Cypriot Energy Minister Natasa Pilides (L) and Israeli Energy Minister Karine Elharrar
Israeli Energy Minister Karine Elharrar held talks in Nicosia with her Cypriot counterpart, Natasa Pilides, to end a decade-long row over exploiting the reservoir in the eastern Mediterranean.
The energy ministers "agreed on the continuation of the constructive process followed for the Aphrodite and Yishai deposits issue for a fair and speedy resolution", said a commerce ministry statement.
It said working groups had made progress and that "both sides expressed optimism about the chances of a settlement and encouraged the companies involved to continue their dialogue".

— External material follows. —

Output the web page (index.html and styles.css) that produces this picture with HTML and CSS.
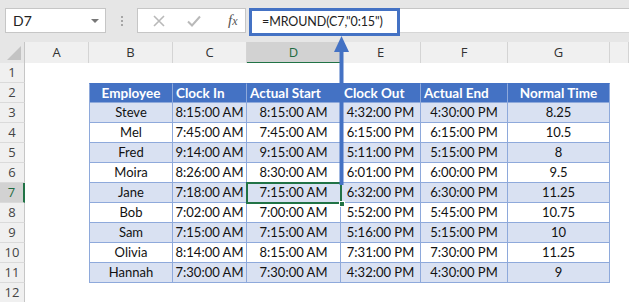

Elharrar said that, due to the global energy crisis and Europe's growing gas needs, "it is in our best interest for both sides to expedite their work for a swift, transparent and fair settlement".
The Cypriot Aphrodite field and Israel's Yishai gas field expand across the maritime territory claimed by both countries.
Aphrodite, licensed to US firm Chevron, Britain's Shell, and Israeli partners -- was discovered in 2011 and is estimated to hold around 4.5 trillion cubic feet of natural gas.
A small portion of the field extends into the Yishai license in the Israeli exclusive economic zone, an obstacle complicating its development.
In March 2021, the Cypriot and Israeli energy ministers agreed to give the partners in Aphrodite and Yishai a year to conduct direct negotiations or to refer the matter to an international expert, if needed.
Over a year later, no agreement has been reached between the companies.
"Cyprus and Israel share the common vision of fully exploiting the potential of the natural gas reserves of the eastern Mediterranean, thus diversifying the sources and routes of energy to Europe," said Pilides.
Israel and Cyprus signed an agreement to set the border between their exclusive economic waters in 2010. But no agreement has been signed to arrange the commercial development of the gas reservoirs.
It is estimated the Israeli side of Aphrodite-Yishai has 10 billion to 12 billion cubic metres of natural gas, less than the Leviathan gas field, which has an estimated 605 bcm.